Leos Janáceks (1854-1928) Sonate für Violine und Klavier entstand 1914 im Eindruck des Vormarschs der russischen Truppen gegen Österreich und erzählt vom Patriotismus der slawischen Völker, die das Joch der Doppelmonarchie nun endlich abschütteln wollten. Karen Gomyo und José Gallardo werden dieses überaus leidenschaftliche, in tausend Farben schimmernde Werk spielen.

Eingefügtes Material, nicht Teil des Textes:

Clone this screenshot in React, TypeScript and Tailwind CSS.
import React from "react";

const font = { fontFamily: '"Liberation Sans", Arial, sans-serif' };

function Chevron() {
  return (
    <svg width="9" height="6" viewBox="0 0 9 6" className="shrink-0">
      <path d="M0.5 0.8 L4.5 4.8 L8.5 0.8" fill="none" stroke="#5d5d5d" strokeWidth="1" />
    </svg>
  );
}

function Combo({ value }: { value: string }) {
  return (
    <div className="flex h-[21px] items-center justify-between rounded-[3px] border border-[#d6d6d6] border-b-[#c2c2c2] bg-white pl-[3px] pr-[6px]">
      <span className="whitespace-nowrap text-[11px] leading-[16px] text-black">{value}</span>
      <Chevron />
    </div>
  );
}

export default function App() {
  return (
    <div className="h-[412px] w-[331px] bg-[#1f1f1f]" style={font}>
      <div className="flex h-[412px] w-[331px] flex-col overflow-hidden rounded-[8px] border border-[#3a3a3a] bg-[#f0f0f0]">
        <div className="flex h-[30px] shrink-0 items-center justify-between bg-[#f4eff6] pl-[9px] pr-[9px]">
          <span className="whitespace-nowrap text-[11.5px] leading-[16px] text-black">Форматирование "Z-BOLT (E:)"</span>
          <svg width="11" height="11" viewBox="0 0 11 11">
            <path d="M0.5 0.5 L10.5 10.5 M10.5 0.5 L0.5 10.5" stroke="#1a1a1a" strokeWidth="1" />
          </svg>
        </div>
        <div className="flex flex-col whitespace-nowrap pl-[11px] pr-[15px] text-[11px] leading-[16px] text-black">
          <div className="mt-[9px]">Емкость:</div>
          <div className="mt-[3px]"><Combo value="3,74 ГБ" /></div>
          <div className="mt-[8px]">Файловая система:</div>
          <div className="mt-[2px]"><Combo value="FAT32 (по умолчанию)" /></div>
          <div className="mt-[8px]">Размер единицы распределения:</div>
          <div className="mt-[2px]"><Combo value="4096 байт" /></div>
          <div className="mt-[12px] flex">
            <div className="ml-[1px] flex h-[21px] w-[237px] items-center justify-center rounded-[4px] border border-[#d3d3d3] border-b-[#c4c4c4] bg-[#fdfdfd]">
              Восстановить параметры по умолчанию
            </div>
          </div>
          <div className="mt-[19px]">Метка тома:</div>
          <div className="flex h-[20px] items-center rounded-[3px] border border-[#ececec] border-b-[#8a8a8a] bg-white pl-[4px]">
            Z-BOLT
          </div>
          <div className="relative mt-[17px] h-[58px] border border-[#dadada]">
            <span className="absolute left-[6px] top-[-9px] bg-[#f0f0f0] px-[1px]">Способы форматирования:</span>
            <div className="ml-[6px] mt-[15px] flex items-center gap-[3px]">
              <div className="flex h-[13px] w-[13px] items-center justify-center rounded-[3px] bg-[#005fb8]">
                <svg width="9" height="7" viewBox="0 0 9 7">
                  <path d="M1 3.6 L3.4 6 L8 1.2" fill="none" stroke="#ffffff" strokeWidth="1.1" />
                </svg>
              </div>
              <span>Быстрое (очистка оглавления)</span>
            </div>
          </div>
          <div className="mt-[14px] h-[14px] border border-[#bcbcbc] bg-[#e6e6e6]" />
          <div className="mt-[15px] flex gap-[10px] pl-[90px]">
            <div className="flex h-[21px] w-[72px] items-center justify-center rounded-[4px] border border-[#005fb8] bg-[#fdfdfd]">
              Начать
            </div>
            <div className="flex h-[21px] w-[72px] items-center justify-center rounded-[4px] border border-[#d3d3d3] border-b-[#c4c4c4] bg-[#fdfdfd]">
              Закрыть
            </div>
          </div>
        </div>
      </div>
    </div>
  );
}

Slawisch und leidenschaftlich bleibt es auch im Finale: Gallardo, Gomyo, Hiber, Sellheim und Park musizieren das 1888 uraufgeführte Klavierquintett in A-Dur op. 31 von Antonín Dvořák, das sich in seiner Bedeutung in die große Reihe romantischer Klavierquintette von Schubert, Schumann und Brahms einreiht. Dvořák setzt hier meisterhaft die ganze Palette tschechischer Musiktradition ein, doch Dumka, Furiant und Polka gehen bei ihm ganz eigene, überraschende und immer hinreißend schöne Wege.
Auch das Sonntagskonzert eröffnet mit einem Werk von Beethoven. Das so genannte „Gassenhauer-Trio“ op. 11 erhielt seinen Namen nach einem „Opern-Schlager“ der Jahrhundertwende von Joseph Weigl. Wie bei sehr vielen Variationswerken hat auch hier die geniale Bearbeitung das ihr zugrunde liegende Singstückchen um mehr als 200 Jahre überlebt. Musiziert wird das Trio von José Gallardo, Momo Hiber und Claudio Bohorquez.

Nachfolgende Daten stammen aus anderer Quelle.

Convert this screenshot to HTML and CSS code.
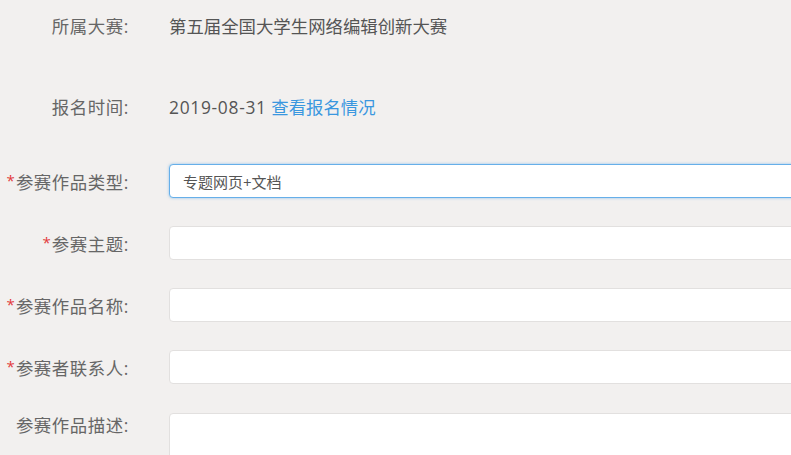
FILE: index.html
```html
<!DOCTYPE html>
<html><head><meta http-equiv="Content-Type" content="text/html; charset=UTF-8">
<title>参赛报名</title>
<link rel="stylesheet" href="styles.css">
</head>
<body>
<form class="form">
<div class="row info first">
<label class="lbl">所属大赛:</label>
<div class="val">第五届全国大学生网络编辑创新大赛</div>
</div>
<div class="row info second">
<label class="lbl">报名时间:</label>
<div class="val"><span class="date">2019-08-31</span> <a class="link" href="#">查看报名情况</a></div>
</div>
<div class="row">
<label class="lbl"><span class="req">*</span>参赛作品类型:</label>
<input class="inp focus" type="text" value="专题网页+文档">
</div>
<div class="row">
<label class="lbl"><span class="req">*</span>参赛主题:</label>
<input class="inp" type="text" value="">
</div>
<div class="row">
<label class="lbl"><span class="req">*</span>参赛作品名称:</label>
<input class="inp" type="text" value="">
</div>
<div class="row">
<label class="lbl"><span class="req">*</span>参赛者联系人:</label>
<input class="inp" type="text" value="">
</div>
<div class="row top">
<label class="lbl">参赛作品描述:</label>
<textarea class="inp area"></textarea>
</div>
</form>
</body>
</html>
```

FILE: styles.css
```css
html,body{height:100%;}
body{margin:0;overflow:hidden;background:#f2f0ef;font:17.4px "Open Sans","Noto Sans CJK SC",sans-serif;color:#666;}
.form{padding-top:8px;}
.row{display:grid;grid-template-columns:129px 700px;column-gap:40px;align-items:center;min-height:34px;margin-bottom:28px;}
.row.top{align-items:start;}
.first{margin-bottom:47px;}
.second{margin-bottom:41px;}
.lbl{text-align:right;white-space:nowrap;color:#666;letter-spacing:.6px;}
.val{color:#555;white-space:nowrap;}
.date{letter-spacing:.7px;}
.link{color:#3a97df;text-decoration:none;}
.req{color:#e3393c;font-size:15px;vertical-align:3px;margin-right:1px;letter-spacing:0;}
.inp{box-sizing:border-box;height:34px;width:700px;padding:0 13px;font:15px "Open Sans","Noto Sans CJK SC",sans-serif;color:#555;background:#fff;border:1px solid #e2e0df;border-radius:4px;outline:none;}
.focus{border-color:#66afe9;box-shadow:0 0 3px rgba(102,175,233,.7);}
.area{height:80px;resize:none;padding-top:6px;}
.lbl+.area{margin-top:1px;}
```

Mit ihrer Version des Allegro-Sonatensatzes in C-Dur op. 43 von Bernhard Romberg (1767–1841) gestalten Nabil Shehata und Tim Park ein intim-gesangliches Duo. Karen Gomyo und Konstantin Sellheim spielen Mozarts Sonate Nr. 1 für Geige und Viola KV 423 in G-Dur.
Großes Sextett
Im zweiten Teil des Konzertes spielen Momo Hiber, Gareth Lubbe und Tim Park das zärtliche Streichtrio D471 in B-Dur von Franz Schubert, bevor diese außergewöhnlichen Maiklänge mit dem großen Sextett des russischen Romantikers Max Glinka für zwei Violinen, Viola (Lubbe), Cello (Bohorquez), Kontrabass und Klavier ausklingen.
Die beiden Termine, an denen die Konzerte übertragen werden, können zwar nicht das Konzerterlebnis mit den Gästen ersetzen, doch immerhin die musikalische Sehnsucht stillen: Das Sonnabend-Konzert wird am darauffolgenden Freitag, 22. Mai, ab 20 Uhr im Radio Deutschlandfunk Kultur übertragen. Der Sendetermin für das zweite Konzert am Sonntag steht noch nicht fest und wird später bekannt gegeben.